The Damage Part Becomes a Second Fight
Even if the release fee got negotiated down or paused, the undercarriage damage didn’t magically disappear. She brought it up again, more pointed now, asking for an incident report or a damage claim process. The employee’s response was to go blank and say she’d have to talk to management, and management wasn’t available right then.
She asked to take photos. They didn’t stop her, but nobody offered to document it on their side either. She took a bunch—wide shots, close-ups, angles showing the scrapes and the hanging panel—because the entire vibe of the place made it obvious that if she didn’t capture it, it would become “pre-existing.”
Then came the most infuriating part: the suggestion that the car could’ve already been damaged, or that “road debris” might be responsible. It wasn’t said with open accusation, just planted gently like a seed, a way to set up the future denial. Meanwhile, she’s staring at damage that looks exactly like the wrong tow method on a low-clearance car.
She tried to keep her cool, but you can only hear “policy” so many times before it starts to feel like mockery. This wasn’t just about money anymore; it was about being treated like a nuisance while someone else’s mistake sat behind a fence. Every interaction made it clearer that the path of least resistance was to pay, leave, and eat the loss—exactly the outcome the system quietly relies on.

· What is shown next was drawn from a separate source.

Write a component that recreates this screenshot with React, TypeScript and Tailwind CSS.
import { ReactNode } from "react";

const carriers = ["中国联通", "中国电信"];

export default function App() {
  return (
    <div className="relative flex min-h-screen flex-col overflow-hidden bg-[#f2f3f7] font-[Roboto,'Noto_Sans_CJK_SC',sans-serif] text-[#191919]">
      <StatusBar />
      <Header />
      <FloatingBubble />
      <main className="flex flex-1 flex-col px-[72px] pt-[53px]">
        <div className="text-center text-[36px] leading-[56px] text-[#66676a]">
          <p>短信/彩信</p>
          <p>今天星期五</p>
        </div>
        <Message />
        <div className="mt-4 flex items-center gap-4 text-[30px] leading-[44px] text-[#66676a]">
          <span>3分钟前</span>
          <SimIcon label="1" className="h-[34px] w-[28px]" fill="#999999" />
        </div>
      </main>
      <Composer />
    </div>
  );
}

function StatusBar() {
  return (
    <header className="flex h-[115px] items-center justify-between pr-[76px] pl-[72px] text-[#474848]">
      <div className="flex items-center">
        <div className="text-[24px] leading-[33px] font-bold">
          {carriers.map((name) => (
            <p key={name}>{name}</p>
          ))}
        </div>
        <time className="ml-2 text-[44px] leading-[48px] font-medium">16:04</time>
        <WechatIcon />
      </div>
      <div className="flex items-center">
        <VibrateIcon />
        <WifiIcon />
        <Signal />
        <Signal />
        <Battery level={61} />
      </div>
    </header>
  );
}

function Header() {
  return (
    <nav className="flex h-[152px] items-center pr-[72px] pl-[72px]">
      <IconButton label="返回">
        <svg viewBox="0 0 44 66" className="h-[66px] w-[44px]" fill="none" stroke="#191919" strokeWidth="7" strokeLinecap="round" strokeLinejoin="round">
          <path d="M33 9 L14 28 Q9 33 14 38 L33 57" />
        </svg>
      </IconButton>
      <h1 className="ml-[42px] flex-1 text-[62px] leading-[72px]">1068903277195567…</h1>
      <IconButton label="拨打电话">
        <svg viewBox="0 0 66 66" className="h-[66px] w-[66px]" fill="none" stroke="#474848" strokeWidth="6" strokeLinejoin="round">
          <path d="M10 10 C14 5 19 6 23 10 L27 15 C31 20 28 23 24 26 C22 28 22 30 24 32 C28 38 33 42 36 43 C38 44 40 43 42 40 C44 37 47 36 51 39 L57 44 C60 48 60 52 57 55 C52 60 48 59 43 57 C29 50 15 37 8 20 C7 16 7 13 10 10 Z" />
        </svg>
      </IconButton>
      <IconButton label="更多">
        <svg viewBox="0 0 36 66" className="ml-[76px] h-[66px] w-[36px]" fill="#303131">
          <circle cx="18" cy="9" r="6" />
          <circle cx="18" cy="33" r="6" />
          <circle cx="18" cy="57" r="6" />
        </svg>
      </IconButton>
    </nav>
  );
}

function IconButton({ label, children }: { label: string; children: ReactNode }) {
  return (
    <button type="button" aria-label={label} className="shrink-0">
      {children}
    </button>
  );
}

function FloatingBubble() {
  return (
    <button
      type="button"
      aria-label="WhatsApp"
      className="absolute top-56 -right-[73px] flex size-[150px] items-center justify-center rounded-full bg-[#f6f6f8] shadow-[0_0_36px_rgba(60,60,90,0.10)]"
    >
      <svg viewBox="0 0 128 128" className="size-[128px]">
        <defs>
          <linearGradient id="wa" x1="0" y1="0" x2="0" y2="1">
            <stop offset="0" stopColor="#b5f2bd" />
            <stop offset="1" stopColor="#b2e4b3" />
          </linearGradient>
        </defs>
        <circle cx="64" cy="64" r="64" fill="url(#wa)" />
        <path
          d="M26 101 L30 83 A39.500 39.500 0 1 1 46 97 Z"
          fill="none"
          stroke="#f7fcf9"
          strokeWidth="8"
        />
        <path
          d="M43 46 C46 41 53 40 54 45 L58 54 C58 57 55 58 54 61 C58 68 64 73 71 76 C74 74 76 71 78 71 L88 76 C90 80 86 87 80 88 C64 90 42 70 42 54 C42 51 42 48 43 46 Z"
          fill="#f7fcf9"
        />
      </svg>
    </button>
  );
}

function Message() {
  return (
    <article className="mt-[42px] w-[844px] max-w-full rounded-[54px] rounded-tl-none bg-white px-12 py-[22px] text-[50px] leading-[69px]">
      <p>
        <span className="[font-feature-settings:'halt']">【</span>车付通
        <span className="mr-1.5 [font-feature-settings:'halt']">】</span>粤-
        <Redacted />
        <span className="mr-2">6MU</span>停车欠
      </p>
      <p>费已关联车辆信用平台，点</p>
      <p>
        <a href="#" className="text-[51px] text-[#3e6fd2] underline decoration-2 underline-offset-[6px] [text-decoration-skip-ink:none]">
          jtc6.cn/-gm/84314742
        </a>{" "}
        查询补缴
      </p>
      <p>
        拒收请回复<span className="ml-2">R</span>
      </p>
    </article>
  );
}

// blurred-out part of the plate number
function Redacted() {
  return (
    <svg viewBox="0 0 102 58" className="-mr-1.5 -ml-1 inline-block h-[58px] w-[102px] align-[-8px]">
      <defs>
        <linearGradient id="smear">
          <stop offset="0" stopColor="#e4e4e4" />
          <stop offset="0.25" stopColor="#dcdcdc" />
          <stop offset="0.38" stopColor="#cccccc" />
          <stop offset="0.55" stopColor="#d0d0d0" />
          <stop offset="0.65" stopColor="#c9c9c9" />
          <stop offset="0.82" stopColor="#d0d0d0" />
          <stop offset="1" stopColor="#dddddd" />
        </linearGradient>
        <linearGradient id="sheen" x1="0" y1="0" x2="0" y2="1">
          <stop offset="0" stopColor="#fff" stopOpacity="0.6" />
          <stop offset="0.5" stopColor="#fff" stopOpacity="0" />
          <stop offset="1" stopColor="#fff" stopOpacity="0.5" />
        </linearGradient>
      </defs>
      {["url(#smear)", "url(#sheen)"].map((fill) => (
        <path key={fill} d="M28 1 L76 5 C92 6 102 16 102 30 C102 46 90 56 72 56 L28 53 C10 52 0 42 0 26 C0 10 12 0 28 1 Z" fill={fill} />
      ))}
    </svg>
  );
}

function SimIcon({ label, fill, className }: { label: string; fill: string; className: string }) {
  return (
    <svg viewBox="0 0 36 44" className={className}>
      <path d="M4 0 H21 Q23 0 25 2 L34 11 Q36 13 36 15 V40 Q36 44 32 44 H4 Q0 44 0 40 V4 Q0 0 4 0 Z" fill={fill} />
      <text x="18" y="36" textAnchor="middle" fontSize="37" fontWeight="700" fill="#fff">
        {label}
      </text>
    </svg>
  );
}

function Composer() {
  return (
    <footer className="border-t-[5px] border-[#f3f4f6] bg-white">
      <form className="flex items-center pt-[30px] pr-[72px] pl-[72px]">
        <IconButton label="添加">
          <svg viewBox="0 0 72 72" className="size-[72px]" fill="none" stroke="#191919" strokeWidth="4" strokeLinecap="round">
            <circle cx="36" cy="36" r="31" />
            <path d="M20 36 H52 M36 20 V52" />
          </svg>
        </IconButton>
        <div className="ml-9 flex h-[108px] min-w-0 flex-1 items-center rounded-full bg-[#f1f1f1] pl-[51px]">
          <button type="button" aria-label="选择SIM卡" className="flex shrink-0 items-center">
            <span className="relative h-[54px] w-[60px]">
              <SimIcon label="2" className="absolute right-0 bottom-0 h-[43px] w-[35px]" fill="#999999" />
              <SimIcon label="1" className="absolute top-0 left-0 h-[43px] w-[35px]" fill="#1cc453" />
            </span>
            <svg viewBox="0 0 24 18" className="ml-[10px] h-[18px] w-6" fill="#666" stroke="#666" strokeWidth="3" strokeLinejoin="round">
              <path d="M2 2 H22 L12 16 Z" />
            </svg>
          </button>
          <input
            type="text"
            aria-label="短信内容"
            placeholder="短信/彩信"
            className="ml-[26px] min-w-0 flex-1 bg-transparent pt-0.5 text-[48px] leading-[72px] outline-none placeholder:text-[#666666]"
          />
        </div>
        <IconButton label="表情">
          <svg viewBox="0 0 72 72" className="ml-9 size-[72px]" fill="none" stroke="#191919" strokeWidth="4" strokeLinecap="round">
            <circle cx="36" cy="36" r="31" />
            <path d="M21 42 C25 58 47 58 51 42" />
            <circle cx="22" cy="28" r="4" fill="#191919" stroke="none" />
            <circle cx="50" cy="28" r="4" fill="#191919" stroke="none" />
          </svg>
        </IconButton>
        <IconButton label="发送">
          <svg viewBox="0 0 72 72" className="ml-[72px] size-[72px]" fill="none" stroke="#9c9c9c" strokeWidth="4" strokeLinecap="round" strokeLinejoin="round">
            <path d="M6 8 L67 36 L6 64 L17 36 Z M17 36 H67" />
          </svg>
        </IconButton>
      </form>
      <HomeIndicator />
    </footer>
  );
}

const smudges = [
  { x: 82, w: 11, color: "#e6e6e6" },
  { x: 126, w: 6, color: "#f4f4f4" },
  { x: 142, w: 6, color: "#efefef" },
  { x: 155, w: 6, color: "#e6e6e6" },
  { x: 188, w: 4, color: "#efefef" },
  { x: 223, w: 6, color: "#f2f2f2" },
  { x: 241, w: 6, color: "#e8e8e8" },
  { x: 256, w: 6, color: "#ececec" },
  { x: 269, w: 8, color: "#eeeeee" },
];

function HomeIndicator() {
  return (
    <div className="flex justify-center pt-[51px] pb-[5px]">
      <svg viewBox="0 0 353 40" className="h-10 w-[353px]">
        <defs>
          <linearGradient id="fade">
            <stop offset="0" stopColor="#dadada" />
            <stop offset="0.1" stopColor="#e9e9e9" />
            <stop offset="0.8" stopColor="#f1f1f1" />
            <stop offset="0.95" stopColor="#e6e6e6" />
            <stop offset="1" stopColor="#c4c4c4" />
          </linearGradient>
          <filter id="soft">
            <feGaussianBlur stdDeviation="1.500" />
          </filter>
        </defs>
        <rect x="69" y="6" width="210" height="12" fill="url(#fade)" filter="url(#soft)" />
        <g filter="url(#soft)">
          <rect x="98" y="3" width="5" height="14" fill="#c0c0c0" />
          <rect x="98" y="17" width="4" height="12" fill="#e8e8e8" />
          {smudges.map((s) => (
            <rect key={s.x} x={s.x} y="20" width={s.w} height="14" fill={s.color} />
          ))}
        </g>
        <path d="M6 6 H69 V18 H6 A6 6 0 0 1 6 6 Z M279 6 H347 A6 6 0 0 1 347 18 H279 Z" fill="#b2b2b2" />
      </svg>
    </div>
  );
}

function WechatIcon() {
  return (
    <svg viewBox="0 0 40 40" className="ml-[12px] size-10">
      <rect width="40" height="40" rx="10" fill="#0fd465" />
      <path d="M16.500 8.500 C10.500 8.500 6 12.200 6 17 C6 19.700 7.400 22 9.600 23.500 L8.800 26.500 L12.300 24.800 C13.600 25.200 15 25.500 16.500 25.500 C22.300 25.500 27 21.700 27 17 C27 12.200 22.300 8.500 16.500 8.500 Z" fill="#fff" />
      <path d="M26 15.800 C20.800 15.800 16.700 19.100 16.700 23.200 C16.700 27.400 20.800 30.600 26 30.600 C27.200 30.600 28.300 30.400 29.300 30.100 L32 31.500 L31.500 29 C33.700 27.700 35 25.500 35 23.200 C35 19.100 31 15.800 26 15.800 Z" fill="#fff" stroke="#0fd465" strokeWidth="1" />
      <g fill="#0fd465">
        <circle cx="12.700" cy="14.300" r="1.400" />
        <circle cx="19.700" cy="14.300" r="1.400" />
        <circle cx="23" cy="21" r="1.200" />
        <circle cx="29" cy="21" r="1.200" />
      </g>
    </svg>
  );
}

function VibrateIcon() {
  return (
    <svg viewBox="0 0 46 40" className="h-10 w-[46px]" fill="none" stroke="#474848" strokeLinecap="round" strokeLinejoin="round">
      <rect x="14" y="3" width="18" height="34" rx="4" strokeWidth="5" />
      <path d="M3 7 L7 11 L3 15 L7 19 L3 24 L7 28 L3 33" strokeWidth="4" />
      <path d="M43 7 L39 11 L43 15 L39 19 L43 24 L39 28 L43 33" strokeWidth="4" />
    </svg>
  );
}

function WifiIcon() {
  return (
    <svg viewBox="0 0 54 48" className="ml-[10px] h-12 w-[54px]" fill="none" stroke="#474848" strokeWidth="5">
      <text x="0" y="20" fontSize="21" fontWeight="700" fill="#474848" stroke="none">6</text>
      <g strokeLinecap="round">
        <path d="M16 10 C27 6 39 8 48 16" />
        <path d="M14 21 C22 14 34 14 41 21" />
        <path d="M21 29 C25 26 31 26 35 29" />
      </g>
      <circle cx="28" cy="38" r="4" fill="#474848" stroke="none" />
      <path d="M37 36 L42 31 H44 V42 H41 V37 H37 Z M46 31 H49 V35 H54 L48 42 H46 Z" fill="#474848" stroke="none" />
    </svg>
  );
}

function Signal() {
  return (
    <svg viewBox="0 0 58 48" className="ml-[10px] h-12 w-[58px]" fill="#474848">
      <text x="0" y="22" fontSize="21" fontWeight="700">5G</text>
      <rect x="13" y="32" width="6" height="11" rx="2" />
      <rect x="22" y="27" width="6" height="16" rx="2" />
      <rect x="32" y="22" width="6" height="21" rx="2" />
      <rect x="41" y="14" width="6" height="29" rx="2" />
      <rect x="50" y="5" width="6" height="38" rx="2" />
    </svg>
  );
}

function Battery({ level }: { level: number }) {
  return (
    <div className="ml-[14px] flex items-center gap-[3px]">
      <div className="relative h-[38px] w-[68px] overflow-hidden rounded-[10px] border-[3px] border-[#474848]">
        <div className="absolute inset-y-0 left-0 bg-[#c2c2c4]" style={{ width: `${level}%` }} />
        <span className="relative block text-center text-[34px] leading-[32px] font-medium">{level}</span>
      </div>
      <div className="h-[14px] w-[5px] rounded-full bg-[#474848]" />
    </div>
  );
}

By the time she finally stepped away, she wasn’t just angry. She was stuck in that awful limbo where you can’t tell if you’re about to win a bureaucratic battle or get buried under it. Her car was right there, visibly scuffed underneath, and the tow company was still acting like it was doing her a favor by “looking into it,” as if the baseline assumption should be that she pays for their error and argues later. The tension wasn’t whether she could prove the tow was wrong—it was whether proving it would matter before the fees, the damage, and the pure exhaustion of fighting a wall turned the whole thing into an expensive lesson nobody asked for.